The Leaflet: Vaping Less Harmful than Smoking

Published September 29, 2017

E-cigarettes and other electronic nicotine delivery systems (ENDS) continue to prove beneficial as tobacco harm reduction products. Recently, Health Scotland issued a statement in which the agency pointed to conclusions made by more than 20 organizations about the benefits of using ENDS, especially for those struggling to break their addiction to traditional combustible cigarettes. “There is now agreement based on the current evidence that vaping e-cigarettes is definitely less harmful than smoking tobacco. … Thus, it would be a good thing if smokers used them instead of tobacco,” stated Health Scotland.

Other U.K. health organizations have reached similar conclusions on the safety of vaping products. Earlier in 2017, researchers at University College London reported e-cigarette use has been one of the primary factors in helping the United Kingdom attain higher smoking-cessation rates. It also determined e-cigarettes are a safe alternative to traditional smoking.

In 2015, Public Health England, a national health education agency, found evidence showing e-cigarette use is correlated with reduced rates of smoking and smoking-related diseases, does not lead to nicotine poisoning, and is 95 percent safer than smoking.

In Vaping, E-Cigarettes, and Public Policy Toward Alternatives to Smoking, Heartland Senior Fellow Dr.
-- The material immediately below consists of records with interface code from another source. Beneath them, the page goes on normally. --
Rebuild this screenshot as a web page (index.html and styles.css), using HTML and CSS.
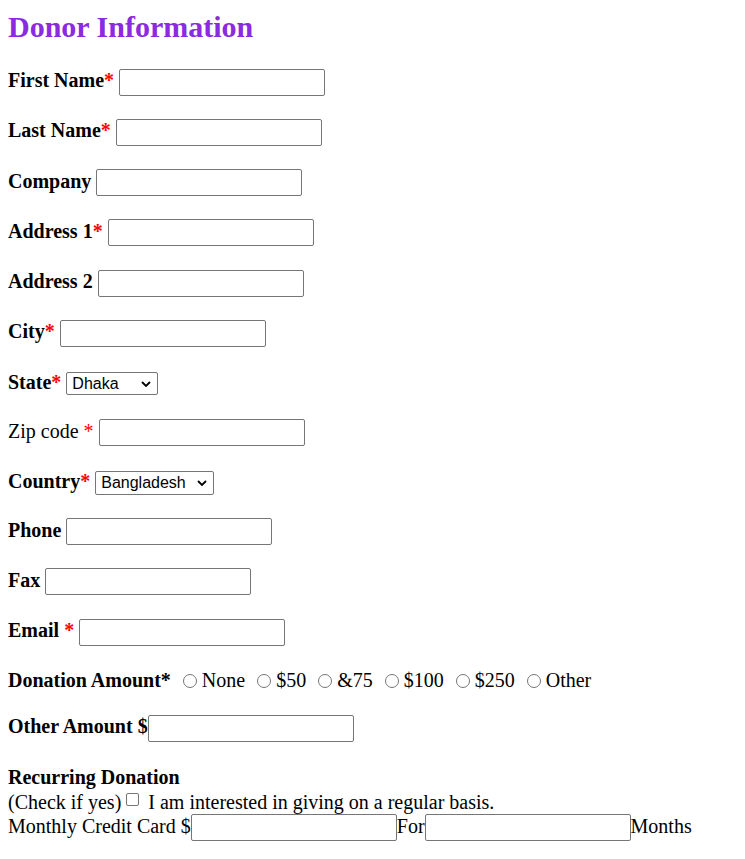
FILE: index.html
```html
<!DOCTYPE html>
<html>
<head>
<meta charset="utf-8">
<title>Donor Information</title>
<link rel="stylesheet" href="styles.css">
</head>
<body>
<form class="donor-form">
  <h1 class="title">Donor Information</h1>
  <div class="row"><label class="lbl">First Name<span class="req">*</span></label> <input class="field" type="text"></div>
  <div class="row"><label class="lbl">Last Name<span class="req">*</span></label> <input class="field" type="text"></div>
  <div class="row"><label class="lbl">Company</label> <input class="field" type="text"></div>
  <div class="row"><label class="lbl">Address 1<span class="req">*</span></label> <input class="field" type="text"></div>
  <div class="row"><label class="lbl">Address 2</label> <input class="field" type="text"></div>
  <div class="row"><label class="lbl">City<span class="req">*</span></label> <input class="field" type="text"></div>
  <div class="row row-select"><label class="lbl">State<span class="req">*</span></label> <select class="sel sel-state"><option>Dhaka</option><option>Chittagong</option></select></div>
  <div class="row"><label>Zip code <span class="req">*</span></label> <input class="field" type="text"></div>
  <div class="row row-select"><label class="lbl">Country<span class="req">*</span></label> <select class="sel sel-country"><option>Bangladesh</option></select></div>
  <div class="row"><label class="lbl">Phone</label> <input class="field" type="text"></div>
  <div class="row"><label class="lbl">Fax</label> <input class="field" type="text"></div>
  <div class="row"><label class="lbl">Email <span class="req">*</span></label> <input class="field" type="text"></div>
  <div class="row row-radio"><label class="lbl">Donation Amount*</label>
    <input class="radio" type="radio" name="amt">None
    <input class="radio" type="radio" name="amt">$50
    <input class="radio" type="radio" name="amt">&amp;75
    <input class="radio" type="radio" name="amt">$100
    <input class="radio" type="radio" name="amt">$250
    <input class="radio" type="radio" name="amt">Other
  </div>
  <div class="row"><label class="lbl">Other Amount $</label><input class="field" type="text"></div>
  <div class="recurring">
    <div class="lbl rec-title">Recurring Donation</div>
    <div class="line">(Check if yes)<input class="check" type="checkbox"> I am interested in giving on a regular basis.</div>
    <div class="line">Monthly Credit Card $<input class="field" type="text">For<input class="field" type="text">Months</div>
  </div>
</form>
</body>
</html>
```

FILE: styles.css
```css
body {
  margin: 8px;
  font-family: "Liberation Serif", "Times New Roman", serif;
  font-size: 20px;
  color: #000;
  background: #fff;
}

.donor-form {
  margin: 0;
}

.title {
  font-size: 30px;
  font-weight: bold;
  color: #8a2be2;
  margin: 2px 0 23px;
}

.row {
  margin: 0 0 21.8px;
  line-height: 27px;
}

.row-select {
  line-height: 27px;
}

.row-radio {
  line-height: 24px;
}

.lbl {
  font-weight: bold;
}

.req {
  color: #f00;
}

.field {
  box-sizing: border-box;
  width: 206px;
  height: 27px;
  padding: 1px 2px;
  border: 1px solid #767676;
  border-radius: 2px;
  background: #fff;
  font-size: 16px;
  font-family: Arial, "Liberation Sans", sans-serif;
  vertical-align: baseline;
  margin: 0;
}

.sel {
  -webkit-appearance: none;
  appearance: none;
  box-sizing: border-box;
  height: 24px;
  padding: 0 22px 0 5px;
  border: 1px solid #767676;
  border-radius: 2px;
  color: #000;
  font-size: 16px;
  font-family: Arial, "Liberation Sans", sans-serif;
  line-height: 20px;
  margin: 0;
  background-color: #fff;
  background-image: url("data:image/svg+xml,%3Csvg xmlns='http://www.w3.org/2000/svg' width='10' height='6' viewBox='0 0 10 6'%3E%3Cpath d='M1 1l4 4 4-4' fill='none' stroke='%23000' stroke-width='1.8'/%3E%3C/svg%3E");
  background-repeat: no-repeat;
  background-position: right 6px center;
}

.sel-state {
  width: 92px;
  height: 23px;
}

.sel-country {
  width: 119px;
}

.radio {
  -webkit-appearance: none;
  appearance: none;
  box-sizing: border-box;
  width: 14px;
  height: 14px;
  border: 1px solid #767676;
  border-radius: 50%;
  background: #fff;
  margin: 3px 5px 0 7px;
  vertical-align: -1px;
}

.check {
  -webkit-appearance: none;
  appearance: none;
  box-sizing: border-box;
  width: 13px;
  height: 13px;
  border: 1px solid #767676;
  border-radius: 2px;
  background: #fff;
  margin: 3px 4px 3px 5px;
  vertical-align: 0;
}

.recurring {
  padding-top: 1px;
  line-height: 24px;
}

.rec-title {
  margin-bottom: 1px;
}

.line {
  line-height: 24px;
}
```
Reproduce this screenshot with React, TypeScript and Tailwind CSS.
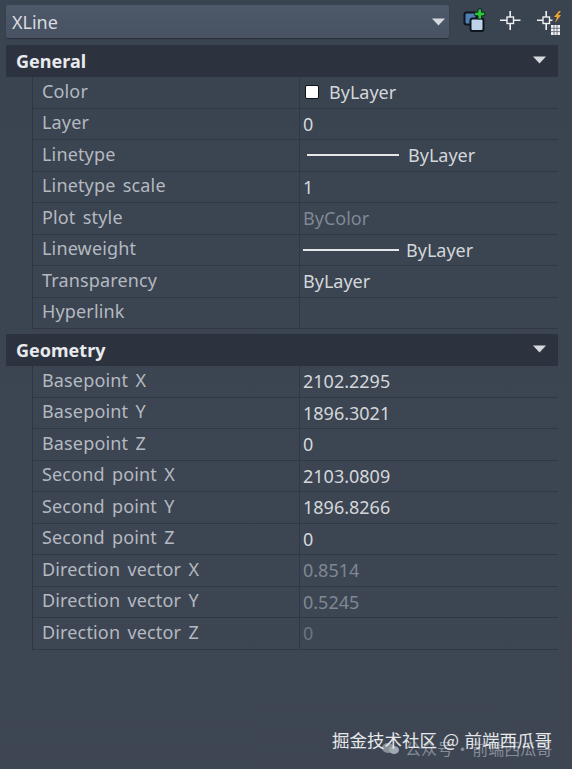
import React from "react";

const font = { fontFamily: '"Noto Sans", "Noto Sans CJK SC", sans-serif' };

type Row = {
  label: string;
  value?: string;
  kind?: "swatch" | "line" | "line2" | "dim" | "dimmer";
};

const general: Row[] = [
  { label: "Color", value: "ByLayer", kind: "swatch" },
  { label: "Layer", value: "0" },
  { label: "Linetype", value: "ByLayer", kind: "line" },
  { label: "Linetype scale", value: "1" },
  { label: "Plot style", value: "ByColor", kind: "dim" },
  { label: "Lineweight", value: "ByLayer", kind: "line2" },
  { label: "Transparency", value: "ByLayer" },
  { label: "Hyperlink" },
];

const geometry: Row[] = [
  { label: "Basepoint X", value: "2102.2295" },
  { label: "Basepoint Y", value: "1896.3021" },
  { label: "Basepoint Z", value: "0" },
  { label: "Second point X", value: "2103.0809" },
  { label: "Second point Y", value: "1896.8266" },
  { label: "Second point Z", value: "0" },
  { label: "Direction vector X", value: "0.8514", kind: "dim" },
  { label: "Direction vector Y", value: "0.5245", kind: "dim" },
  { label: "Direction vector Z", value: "0", kind: "dimmer" },
];

function Caret({ className }: { className: string }) {
  return (
    <svg width="13" height="8" viewBox="0 0 13 8" className={className}>
      <path d="M0 0.5h13L6.5 7.5z" fill="#d5dae0" />
    </svg>
  );
}

function Value({ row }: { row: Row }) {
  if (row.kind === "swatch") {
    return (
      <div className="flex items-center pl-[5px]">
        <span className="w-[14px] h-[14px] bg-white border border-[#11151b] rounded-[2px] mr-[10px]" />
        <span className="text-[#d4d7da]">{row.value}</span>
      </div>
    );
  }
  if (row.kind === "line" || row.kind === "line2") {
    return (
      <div className={row.kind === "line" ? "flex items-center pl-[7px]" : "flex items-center pl-[3px]"}>
        <span className={row.kind === "line" ? "h-[2px] w-[92px] bg-[#e4e6e8] mr-[9px]" : "h-[2px] w-[96px] bg-[#e4e6e8] mr-[7px]"} />
        <span className="text-[#d4d7da]">{row.value}</span>
      </div>
    );
  }
  const tone =
    row.kind === "dim" ? "text-[#7f8894]" : row.kind === "dimmer" ? "text-[#6b7482]" : "text-[#d4d7da]";
  return <div className={`pl-[3px] ${tone}`}>{row.value}</div>;
}

function Section({ title, rows }: { title: string; rows: Row[] }) {
  return (
    <section>
      <div className="h-[32px] flex items-center justify-between pl-[10px] pr-[12px] bg-[#2c323e]">
        <span className="text-[18px] font-bold text-[#e8eaed]">{title}</span>
        <Caret className="mb-[3px]" />
      </div>
      <div className="ml-[26px] border-l border-[#2f3643]">
        {rows.map((row) => (
          <div key={row.label} className="h-[31.5px] grid grid-cols-[266px_1fr] border-b border-[#313845] items-stretch">
            <div className="pl-[9px] flex items-center text-[#b4b9c0] pb-[3px] tracking-[0.15px] [word-spacing:2.5px]">{row.label}</div>
            <div className="border-l border-[#313845] flex flex-col justify-center">
              <Value row={row} />
            </div>
          </div>
        ))}
      </div>
    </section>
  );
}

export default function App() {
  return (
    <div
      className="relative w-[572px] h-[769px] overflow-hidden bg-gradient-to-b from-[#3a4350] to-[#3e4654] text-[18px] leading-[24px] pt-[5px] pl-[6px]"
      style={font}
    >
      {/* Toolbar */}
      <div className="flex items-center h-[33px]">
        <div className="w-[443px] shrink-0 h-[33px] flex items-center justify-between pl-[6px] pr-[4px] rounded-[2px] bg-gradient-to-b from-[#4d5868] to-[#485262] shadow-[0_1px_1px_#2b313b]">
          <span className="text-[#d9dce0]">XLine</span>
          <Caret className="mt-[1px]" />
        </div>
        <svg width="114" height="33" viewBox="0 0 114 33" className="ml-[9px] shrink-0">
          <rect x="6.5" y="7.5" width="12" height="12" rx="2" fill="#4f7fb5" stroke="#10151c" strokeWidth="2" />
          <rect x="12.5" y="13.5" width="13" height="12.5" rx="2" fill="#bcd3ea" stroke="#10151c" strokeWidth="2" />
          <path d="M20 4h3.5v3.2h3.2v3.5h-3.2V14H20v-3.3h-3.3V7.2H20z" fill="#29c93a" stroke="#10151c" strokeWidth="0.8" />
          <rect x="49" y="12" width="6.5" height="6.5" fill="none" stroke="#eef0f2" strokeWidth="1.4" />
          <path d="M52.2 6v6M52.2 18.5V25M42 15.2h7M55.5 15.2h7" stroke="#eef0f2" strokeWidth="1.6" />
          <rect x="85" y="12" width="6.5" height="6.5" fill="none" stroke="#eef0f2" strokeWidth="1.4" />
          <path d="M88.2 6v6M88.2 18.5V25M79 15.2h6M91.5 15.2h3" stroke="#eef0f2" strokeWidth="1.6" />
          <path d="M101 6l-5 6h3l-2 6 6-8h-3l3-4z" fill="#f0a52c" />
          <rect x="93" y="20" width="9" height="10" fill="#eef0f2" />
          <path d="M93 23.3h9M93 26.6h9M96 20v10M99 20v10" stroke="#59616d" strokeWidth="0.8" />
        </svg>
      </div>

      <div className="mt-[7px] w-[552px]">
        <Section title="General" rows={general} />
        <div className="h-[5px]" />
        <Section title="Geometry" rows={geometry} />
      </div>

      {/* Watermark */}
      <svg width="17" height="11" viewBox="0 0 17 11" className="absolute left-[382px] top-[743px]">
        <ellipse cx="6" cy="5" rx="6" ry="5" fill="#8a919b" />
        <ellipse cx="12" cy="7" rx="5" ry="4" fill="#a2a8b0" />
      </svg>
      <div className="absolute left-[405px] top-[736px] text-[16px] leading-[24px] text-[#858c97] whitespace-nowrap [word-spacing:-2px]" style={{ fontFamily: '"Noto Sans CJK SC", sans-serif' }}>
        公众号 · 前端西瓜哥
      </div>
      <div className="absolute left-[332px] top-[728px] text-[17.5px] leading-[24px] text-[#e6e8ea] whitespace-nowrap [word-spacing:1.5px]" style={{ fontFamily: '"Noto Sans CJK SC", sans-serif' }}>
        掘金技术社区 @ 前端西瓜哥
      </div>
    </div>
  );
}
Brad Rodu describes the many U.S. policies that unfairly target ENDS. In many states, Rodu writes, high “sin taxes” are levied on vaping products, just as they are on gambling, smoking, and alcohol, with the goal being to discourage consumption of these “vices.” For example, in 2016, Pennsylvania lawmakers passed a 40 percent wholesale tax on all vaping products sold in state, which resulted in the closing of more than 100 businesses and the loss of several hundred jobs.

Other burdensome and punitive policies include indoor and outdoor bans on the use of vaping products, which do not emit the “secondhand” toxins and smoke that cigarettes do, and Food and Drug Administration mandates requiring ENDS manufactures to submit lengthy and costly pre-market tobacco applications.

Heartland Government Relations Manager Lindsey Stroud wrote in a new Research & Commentary, “In 2010, 8.7 percent of U.S. health care spending, about $170 billion per year, was attributable to tobacco cigarettes. ENDS could help offset health care costs, an argument J. Scott Moody, chief executive officer and chief economist at State Budget Solutions, made in a 2015 Policy Analysis.”

Medicaid is one of the largest expenditures in states’ budgets. Conventional cigarette smokers constitute a higher percentage of Medicaid enrollees (51 percent) than of the general public (21 percent). Moody estimated a switch from cigarettes to ENDS could have resulted in a savings of up to $48 billion in fiscal year 2012.

Smoking is the leading cause of preventable death in the United States, causing as many as 480,000 premature deaths every year. If policymakers wish to lower health care costs and government spending, they should be pushing for policies consistent with the latest research, which shows clearly ENDS are a less harmful alternative to combustible cigarettes.

Stroud concludes, “Rather than demonize ENDS, state officials should welcome their use and refrain from imposing unnecessary regulations on them and from treating them as though they are similar to combustible cigarettes.”